È il calabrese poi arrestato per l’omicidio a chiamare il 112. «Sono arrivato davanti al bar e c’era quell’uomo a terra supino e con il viso insanguinato, mentre un altro uomo era chinato su di lui e, nel contempo, telefonava – racconta Jawad Minsowr, un marocchino di passaggio –. Ho chiesto se servisse aiuto, ma quello al telefono mi ha detto che era a posto e di allontanarmi». Pochi minuti dopo sono arrivate l’automedica e l’ambulanza della Croce Blu di Lovere: i tentativi di rianimare Mykola Ivasiuk si rivelano vani. Tocca ai carabinieri del Nucleo operativo di Clusone ricostruire i fatti: il piazzale antistante il bar viene delimitato con il nastro e la Scientifica esegue tutti i rilievi. Vengono anche acquisite le immagini delle telecamere del bar, da 16 anni gestito da una donna di origine cinese. Sul posto arriva anche il neocomandante dei carabinieri di Clusone, tenente Maurizio Guadalupi, al timone della Compagnia solo da una settimana.
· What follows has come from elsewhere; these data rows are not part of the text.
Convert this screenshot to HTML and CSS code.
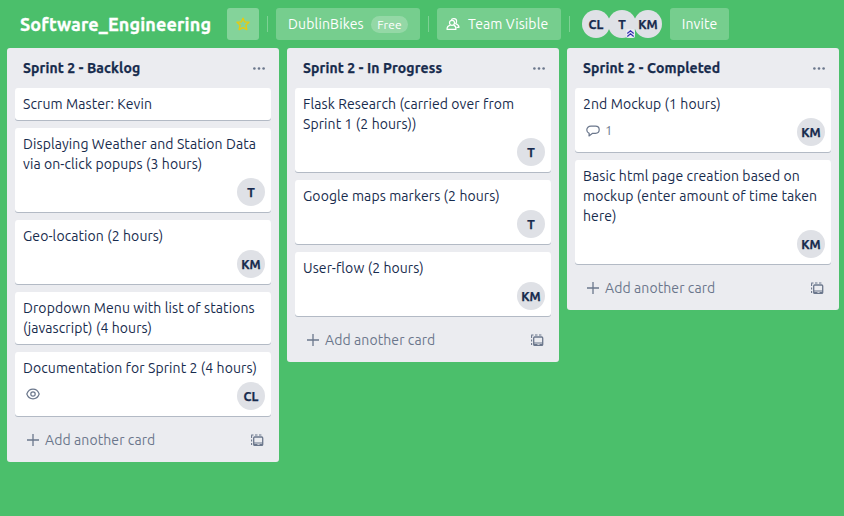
FILE: index.html
```html
<!DOCTYPE html>
<html lang="en">
<head>
<meta charset="utf-8">
<title>Software_Engineering</title>
<link rel="stylesheet" href="styles.css">
</head>
<body>
<svg class="defs" width="0" height="0">
  <symbol id="template" viewBox="0 0 14 14"><path d="M1.6 12V10M1.6 8.5V6.5M1.6 5V2.6M1.2 2H3.5M5 2H7.5M9 2H11.4" fill="none" stroke="currentColor" stroke-width="1.1"/><rect x="3.7" y="4" width="9" height="8.4" rx="1" fill="none" stroke="currentColor" stroke-width="1.3"/><path d="M4 10H12.4M4 11.6H7.4M9.6 11.6H12.4" fill="none" stroke="currentColor" stroke-width="1.1"/></symbol>
  <symbol id="plus" viewBox="0 0 12 12"><path d="M6 0V12M0 6H12" fill="none" stroke="currentColor" stroke-width="1.3"/></symbol>
  <symbol id="dots" viewBox="0 0 12 3"><circle cx="1.4" cy="1.5" r="1.3"/><circle cx="6" cy="1.5" r="1.3"/><circle cx="10.6" cy="1.5" r="1.3"/></symbol>
</svg>
<header class="bar">
  <h1 class="board-name">Software_Engineering</h1>
  <a class="btn star"><svg width="14" height="14" viewBox="0 0 14 14"><path d="M7 1.2L8.7 4.9L13 5.2L9.9 8.1L10.8 12.6L7 10.6L3.2 12.6L4.1 8.1L1 5.2L5.3 4.9Z" fill="none" stroke="#e6cb10" stroke-width="1.4" stroke-linejoin="round"/></svg></a>
  <i class="divider"></i>
  <a class="btn org"><span>DublinBikes</span><span class="pill">Free</span></a>
  <i class="divider"></i>
  <a class="btn team"><svg width="14" height="14" viewBox="0 0 14 14" fill="none" stroke="#fff" stroke-width="1.2" stroke-linejoin="round"><circle cx="6" cy="5.8" r="2.5"/><path d="M4.5 8.2C2.3 8.7 1 10 1 12.3H10C10 10.2 9.2 8.7 7.5 8.2"/><path d="M5.4 3.3C5.6 .9 10.5 .8 10.6 3.9C10.6 5.2 10.2 6 9.6 6.6C11.6 7.2 12.9 8.2 13 10.4H10.4"/></svg><span>Team Visible</span></a>
  <i class="divider"></i>
  <div class="members"><span class="avatar">CL</span><span class="avatar admin">T<svg class="badge" width="9" height="9" viewBox="0 0 9 9"><rect width="9" height="9" rx="2" fill="#e9eaf2"/><path d="M1.3 4.5L4.5 1.8L7.7 4.5M1.3 7.5L4.5 4.8L7.7 7.5" fill="none" stroke="#342eb0" stroke-width="1.2"/></svg></span><span class="avatar">KM</span></div>
  <a class="btn invite"><span>Invite</span></a>
</header>
<main class="board">
  <section class="list">
    <div class="list-head"><h2>Sprint 2 - Backlog</h2><svg class="menu" width="12" height="3"><use href="#dots"/></svg></div>
    <article class="card"><p class="title">Scrum Master: Kevin</p></article>
    <article class="card"><p class="title">Displaying Weather and Station Data<br>via on-click popups (3 hours)</p><div class="meta"><span class="avatar">T</span></div></article>
    <article class="card"><p class="title">Geo-location (2 hours)</p><div class="meta"><span class="avatar">KM</span></div></article>
    <article class="card"><p class="title">Dropdown Menu with list of stations<br>(javascript) (4 hours)</p></article>
    <article class="card"><p class="title">Documentation for Sprint 2 (4 hours)</p><div class="meta"><svg class="watch" width="14" height="12" viewBox="0 0 14 12" fill="none" stroke="#6b778c"><path d="M.8 6C2 2.8 4.3 1.2 7 1.2S12 2.8 13.2 6C12 9.2 9.7 10.8 7 10.8S2 9.2 .8 6Z" stroke-width="1.2"/><circle cx="7" cy="6" r="2.2" stroke-width="1.2"/></svg><span class="avatar">CL</span></div></article>
    <div class="add"><svg width="12" height="12"><use href="#plus"/></svg><span>Add another card</span><svg class="tpl" width="14" height="14"><use href="#template"/></svg></div>
  </section>
  <section class="list">
    <div class="list-head"><h2>Sprint 2 - In Progress</h2><svg class="menu" width="12" height="3"><use href="#dots"/></svg></div>
    <article class="card"><p class="title">Flask Research (carried over from<br>Sprint 1 (2 hours))</p><div class="meta"><span class="avatar">T</span></div></article>
    <article class="card"><p class="title">Google maps markers (2 hours)</p><div class="meta"><span class="avatar">T</span></div></article>
    <article class="card"><p class="title">User-flow (2 hours)</p><div class="meta"><span class="avatar">KM</span></div></article>
    <div class="add"><svg width="12" height="12"><use href="#plus"/></svg><span>Add another card</span><svg class="tpl" width="14" height="14"><use href="#template"/></svg></div>
  </section>
  <section class="list">
    <div class="list-head"><h2>Sprint 2 - Completed</h2><svg class="menu" width="12" height="3"><use href="#dots"/></svg></div>
    <article class="card"><p class="title">2nd Mockup (1 hours)</p><div class="meta"><svg class="comment" width="14" height="12" viewBox="0 0 14 12" fill="none" stroke="#6b778c" stroke-width="1.2" stroke-linejoin="round"><path d="M3 10.9L3.2 8.4C1.6 7.7 .8 6.6 .8 5C.8 2.6 2.5 1.2 5 1.2H9.5C11.8 1.2 13.2 2.6 13.2 4.8S11.8 8.3 9.5 8.3H6.6Z"/></svg><span class="count">1</span><span class="avatar">KM</span></div></article>
    <article class="card"><p class="title">Basic html page creation based on<br>mockup (enter amount of time taken<br>here)</p><div class="meta"><span class="avatar">KM</span></div></article>
    <div class="add"><svg width="12" height="12"><use href="#plus"/></svg><span>Add another card</span><svg class="tpl" width="14" height="14"><use href="#template"/></svg></div>
  </section>
</main>
</body>
</html>
```
FILE: styles.css
```css
* { box-sizing: border-box; }
body {
  margin: 0;
  height: 516px;
  overflow: hidden;
  background: #4bbf6b;
  color: #172b4d;
  font: 14px/20px "Ubuntu", "Noto Sans", sans-serif;
  letter-spacing: 0.09px;
}
h1, h2, p { margin: 0; }
svg { flex: none; }
.defs { display: block; }
.bar { display: flex; height: 48px; align-items: center; padding-left: 20px; color: #fff; }
.board-name { width: 207px; font-size: 18px; line-height: 32px; letter-spacing: 0.14px; white-space: nowrap; -webkit-text-stroke: 0.3px; }
.btn {
  display: flex; align-items: center; height: 32px; border-radius: 3px;
  background: rgba(255, 255, 255, .24); white-space: nowrap;
}
.star { width: 32px; justify-content: center; background: rgba(255, 255, 255, .32); }
.divider { width: 1px; height: 16px; margin: 0 8px; background: rgba(255, 255, 255, .28); }
.org { width: 144px; padding-left: 12px; justify-content: space-between; padding-right: 12px; letter-spacing: 0.16px; }
.pill { width: 37px; height: 17px; border-radius: 9px; background: rgba(255, 255, 255, .22); font-size: 12px; line-height: 17px; text-align: center; }
.team { width: 124px; padding-left: 9px; gap: 8px; }
.members { display: flex; width: 88px; margin-left: 4px; margin-right: 1px; }
.members .avatar { margin-right: -2px; }
.avatar {
  position: relative; flex: none; width: 28px; height: 28px; border-radius: 50%;
  background: #dfe1e6; color: #172b4d; font-size: 12.5px; font-weight: 700;
  line-height: 29px; text-align: center; letter-spacing: 0;
  -webkit-text-stroke: 0.25px;
}
.badge { position: absolute; right: 1px; bottom: 0; }
.admin { z-index: 1; }
.invite { width: 59px; justify-content: center; margin-left: -1px; }
.board { display: flex; align-items: flex-start; gap: 8px; padding-left: 7px; }
.list { flex: none; width: 272px; padding: 0 8px 6px; border-radius: 3px; background: #ebecf0; }
.list-head { display: flex; align-items: center; justify-content: space-between; height: 40px; padding: 0 6px 0 8px; }
h2 { font-size: 14px; line-height: 20px; letter-spacing: 0.12px; white-space: nowrap; -webkit-text-stroke: 0.25px; }
.menu { fill: #6b778c; }
.card {
  margin-bottom: 8px; padding: 6px 6px 2px 8px; border-radius: 3px;
  background: #fff; box-shadow: 0 1px 0 #b3bac5;
}
.title { margin-bottom: 4px; white-space: nowrap; }
.meta { display: flex; height: 32px; padding-left: 3px; color: #6b778c; }
.meta .avatar { margin-left: auto; }
.watch { margin-top: 6px; }
.comment { margin-top: 7px; }
.count { margin: 2px 0 0 5px; font-size: 13px; }
.add { display: flex; align-items: center; height: 32px; padding: 0 7px 0 12px; color: #6b778c; }
.add span { margin-left: 6px; }
.tpl { margin-left: auto; }
```
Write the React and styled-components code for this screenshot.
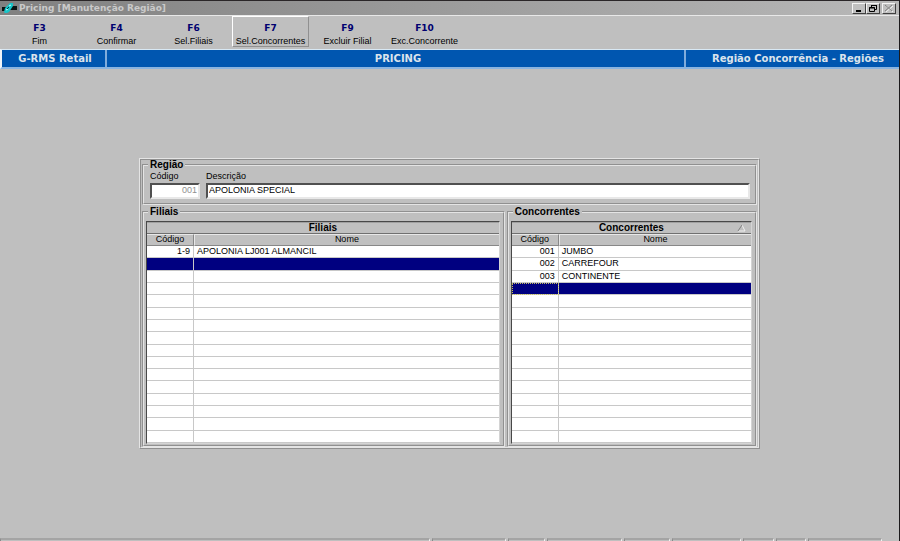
import styled, { createGlobalStyle } from "styled-components";

const GlobalStyle = createGlobalStyle`
    *, *::before, *::after {
        box-sizing: border-box;
    }

    body {
        margin: 0;
        background-color: #bfbfbf;
        color: #000;
        font-family: "Liberation Sans", Arial, sans-serif;
        font-size: 9px;
        line-height: 12px;
    }

    button, input {
        font: inherit;
        color: inherit;
    }
`;

const Window = styled.div`
    display: flex;
    flex-direction: column;
    min-height: 100vh;
    border-top: 1px solid #2a2628;
    border-right: 1px solid #1c1a1c;
`;

const TitleBar = styled.header`
    display: flex;
    align-items: center;
    gap: 2px;
    height: 14px;
    padding: 0 3px 0 2px;
    background: linear-gradient(to right, #808080, #b8b8b8);
`;

const Title = styled.h1`
    flex: 1;
    margin: 0;
    color: #cacaca;
    font-family: "DejaVu Sans", Verdana, sans-serif;
    font-size: 9px;
    font-weight: bold;
    line-height: 10px;
`;

const WindowButtons = styled.div`
    display: flex;
`;

const WindowButton = styled.button`
    display: flex;
    width: 14px;
    height: 11px;
    margin-left: ${({ $apart }) => ($apart ? "2px" : "0")};
    padding: 0;
    border: 1px solid;
    border-color: #f4f4f4 #404040 #404040 #f4f4f4;
    background-color: #c0c0c0;
`;

const Toolbar = styled.nav`
    display: flex;
    height: 34px;
    padding-left: 1px;
    border-top: 1px solid #e8e8e8;
`;

const ToolButton = styled.button`
    flex: 0 0 77px;
    height: 31px;
    padding: 5px 0 0;
    border: 1px solid;
    border-color: ${({ $active }) => ($active ? "#fff #909090 #909090 #fff" : "transparent")};
    background: none;
    color: #000;
    line-height: 13px;
    white-space: nowrap;

    strong {
        display: block;
        color: #000070;
        font-family: "DejaVu Sans", Verdana, sans-serif;
        font-size: 9px;
    }
`;

const Banner = styled.div`
    display: grid;
    grid-template-columns: 103px 1fr 213px;
    gap: 2px;
    border-top: 1px solid #d8e8f4;
    border-bottom: 2px solid #8ab4e0;
    border-left: 2px solid #f0f4f8;
    background-color: #80acdc;
    color: #dce4ec;
    font-family: "DejaVu Sans", Verdana, sans-serif;
    font-size: 10px;
    font-weight: bold;
    line-height: 17px;
    text-align: center;

    span {
        background-color: #0056b0;
    }

    span:first-child {
        padding-left: 3px;
    }

    span:nth-child(2) {
        padding-left: 5px;
    }

    span:last-child {
        padding-right: 15px;
        text-align: right;
    }
`;

const Panel = styled.main`
    display: grid;
    gap: 2px;
    margin: 89px 139px 0;
    padding: 0 1px;
    border: 2px ridge #e4e4e4;
`;

const Lists = styled.div`
    display: grid;
    grid-template-columns: 29fr 20fr;
    gap: 2px;
`;

const Group = styled.fieldset`
    min-width: 0;
    margin: 0;
    padding: ${({ $form }) => ($form ? "1px 5px 4px 6px" : "4px 3px 1px 2px")};
    border: 2px groove #e4e4e4;
`;

const Legend = styled.legend`
    margin-left: ${({ $form }) => ($form ? "-2px" : "2px")};
    padding: 0 2px;
    font-size: 10px;
    font-weight: bold;
    line-height: 10px;
`;

const Fields = styled.div`
    display: grid;
    grid-template-columns: 50px 1fr;
    gap: 6px;
`;

const Field = styled.label`
    display: grid;
    grid-template-rows: 12px 16px;
    line-height: 11px;
`;

const TextBox = styled.input`
    width: 100%;
    min-width: 0;
    padding: 0 1px 1px;
    border: 2px solid;
    border-color: #505050 #e8e8e8 #e8e8e8 #505050;
    border-radius: 0;
    background-color: #fff;
    outline: none;

    &:disabled {
        color: #909090;
        text-align: right;
    }
`;

const TableFrame = styled.div`
    border: 1px solid;
    border-color: #484848 #d4d4d4 #d4d4d4 #484848;
    background-color: #fff;
`;

const Table = styled.table`
    width: 100%;
    height: 221px;
    border-spacing: 0;
    table-layout: fixed;

    th, td {
        height: 12px;
        padding: 0 3px;
        border-bottom: 1px solid #c8c8c8;
        line-height: 11px;
        white-space: nowrap;
    }

    td:first-child {
        border-right: 1px solid #c8c8c8;
        text-align: right;
    }
`;

const CodeCol = styled.col`
    width: 47px;
`;

const Caption = styled.th`
    && {
        position: relative;
        border-top: 1px solid #a0a0a0;
        border-bottom-color: #707070;
        background-color: #c0c0c0;
        font-size: 10px;
        line-height: 9px;
        vertical-align: top;
    }

    svg {
        position: absolute;
        top: 1px;
        right: 5px;
    }
`;

const HeadCell = styled.th`
    && {
        border-top: 1px solid #e8e8e8;
        border-bottom-color: #888;
        background-color: #c0c0c0;
        font-weight: normal;
        line-height: 9px;
        vertical-align: top;
    }

    &:first-child {
        border-right: 1px solid #888;
    }

    &:last-child {
        border-left: 1px solid #e8e8e8;
    }
`;

const Row = styled.tr`
    background-color: ${({ $selected }) => ($selected ? "#000080" : "#fff")};
    color: ${({ $selected }) => ($selected ? "#fff" : "#000")};

    td:first-child {
        outline: ${({ $focused }) => ($focused ? "1px dotted #c8c060" : "none")};
        outline-offset: -1px;
    }
`;

const StatusBar = styled.footer`
    display: grid;
    grid-template-columns: 430fr 74fr 37fr 75fr 46fr 69fr 31fr 30fr 74fr;
    gap: 2px;
    height: 3px;
    margin-top: auto;
    padding-right: 17px;
`;

const StatusCell = styled.span`
    border: 1px solid;
    border-width: 2px 1px 0;
    border-color: #a4a4a4 #f4f4f4 #a4a4a4 #888;
`;

const actions = [
    { key: "F3", label: "Fim" },
    { key: "F4", label: "Confirmar" },
    { key: "F6", label: "Sel.Filiais" },
    { key: "F7", label: "Sel.Concorrentes", active: true },
    { key: "F9", label: "Excluir Filial" },
    { key: "F10", label: "Exc.Concorrente" },
];

const branches = [{ code: "1-9", name: "APOLONIA LJ001 ALMANCIL" }];

const competitors = [
    { code: "001", name: "JUMBO" },
    { code: "002", name: "CARREFOUR" },
    { code: "003", name: "CONTINENTE" },
];

const ROW_COUNT = 16;
const STATUS_COUNT = 9;

const AppIcon = () => (
    <svg width="15" height="12" viewBox="0 0 15 12" aria-hidden="true">
        <path d="M0 5h5v4H0zM8 4h7v4H8z" fill="#0c1414" />
        <path d="M2 10l1-4 3-3 2-2h3v3L9 7l-2 3-2 1H3z" fill="#18c4c8" />
        <path d="M7 4l2-1M4 8l2-1" stroke="#b8ffff" />
        <path d="M5 7l2-2" stroke="#083840" />
    </svg>
);

const SortIcon = () => (
    <svg width="9" height="8" viewBox="0 0 9 8" aria-hidden="true">
        <path d="M5 1l3 6H1" stroke="#f0f0f0" fill="none" />
        <path d="M5 1L1 7" stroke="#808080" fill="none" />
    </svg>
);

const DataTable = ({ title, rows, sorted, focused }) => (
    <TableFrame>
        <Table>
            <colgroup>
                <CodeCol />
                <col />
            </colgroup>
            <thead>
                <tr>
                    <Caption colSpan={2}>
                        {title}
                        {sorted && <SortIcon />}
                    </Caption>
                </tr>
                <tr>
                    <HeadCell>Código</HeadCell>
                    <HeadCell>Nome</HeadCell>
                </tr>
            </thead>
            <tbody>
                {Array.from({ length: ROW_COUNT }, (_, i) => (
                    <Row key={i} $selected={i === rows.length} $focused={focused && i === rows.length}>
                        <td>{rows[i]?.code}</td>
                        <td>{rows[i]?.name}</td>
                    </Row>
                ))}
            </tbody>
        </Table>
    </TableFrame>
);

export default function App() {
    return (
        <>
            <GlobalStyle />
            <Window>
                <TitleBar>
                    <AppIcon />
                    <Title>Pricing [Manutenção Região]</Title>
                    <WindowButtons>
                        <WindowButton aria-label="Minimizar">
                            <svg width="12" height="9" viewBox="0 0 12 9">
                                <path d="M3 6h5v2H3z" fill="#000" />
                            </svg>
                        </WindowButton>
                        <WindowButton aria-label="Restaurar">
                            <svg width="12" height="9" viewBox="0 0 12 9" fill="none" stroke="#000">
                                <path d="M4.5 3V1.5h5v4H8M4 1.5h6" />
                                <path d="M2.5 3.5h5v4h-5zM2 4h6" />
                            </svg>
                        </WindowButton>
                        <WindowButton aria-label="Fechar" $apart disabled>
                            <svg width="12" height="9" viewBox="0 0 12 9">
                                <path d="M3 2l7 6M10 2L3 8" stroke="#f4f4f4" />
                                <path d="M2 1l7 6M9 1L2 7" stroke="#808080" />
                            </svg>
                        </WindowButton>
                    </WindowButtons>
                </TitleBar>

                <Toolbar>
                    {actions.map(({ key, label, active }) => (
                        <ToolButton key={key} $active={active}>
                            <strong>{key}</strong>
                            {label}
                        </ToolButton>
                    ))}
                </Toolbar>

                <Banner>
                    <span>G-RMS Retail</span>
                    <span>PRICING</span>
                    <span>Região Concorrência - Regiões</span>
                </Banner>

                <Panel>
                    <Group $form>
                        <Legend $form>Região</Legend>
                        <Fields>
                            <Field>
                                Código
                                <TextBox defaultValue="001" disabled />
                            </Field>
                            <Field>
                                Descrição
                                <TextBox defaultValue="APOLONIA SPECIAL" />
                            </Field>
                        </Fields>
                    </Group>
                    <Lists>
                        <Group>
                            <Legend>Filiais</Legend>
                            <DataTable title="Filiais" rows={branches} />
                        </Group>
                        <Group>
                            <Legend>Concorrentes</Legend>
                            <DataTable title="Concorrentes" rows={competitors} sorted focused />
                        </Group>
                    </Lists>
                </Panel>

                <StatusBar>
                    {Array.from({ length: STATUS_COUNT }, (_, i) => (
                        <StatusCell key={i} />
                    ))}
                </StatusBar>
            </Window>
        </>
    );
}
La voce di quanto accaduto arriva anche al fratello di Mykola, Nazar, che arriva al piazzale e non riesce a darsi pace: «Spero che prendano chi ha fatto tutto questo – dice –: Mykola mi aveva tagliato i capelli e poi mi aveva detto che sarebbe uscito per bere una birra. Tre ore dopo mi hanno chiamato e detto che era successo qualcosa di grave». Quando ormai è l’una e mezza della notte e, finiti i rilievi, sono le onoranze funebri a portare via il corpo di Mykola, è proprio Nazar ad andare a prendere la loro mamma, Maria, in Italia da 15 anni e che vive a casa di un’anziana dove fa la badante, sempre a Casazza. «Ero stata da lui oggi a pranzo e non pensavo sarebbe stata l’ultima volta che lo vedevo – confida –. Era un ragazzo tranquillo, ma quando si alterava era meglio lasciarlo stare. Si trovava bene in Italia: aveva lavorato anche lui come badante, mentre ora nel settore dell’ortofrutta, ma saltuariamente. In Ucraina ha una figlia di 16 anni: ora chi le dirà cos’è successo?».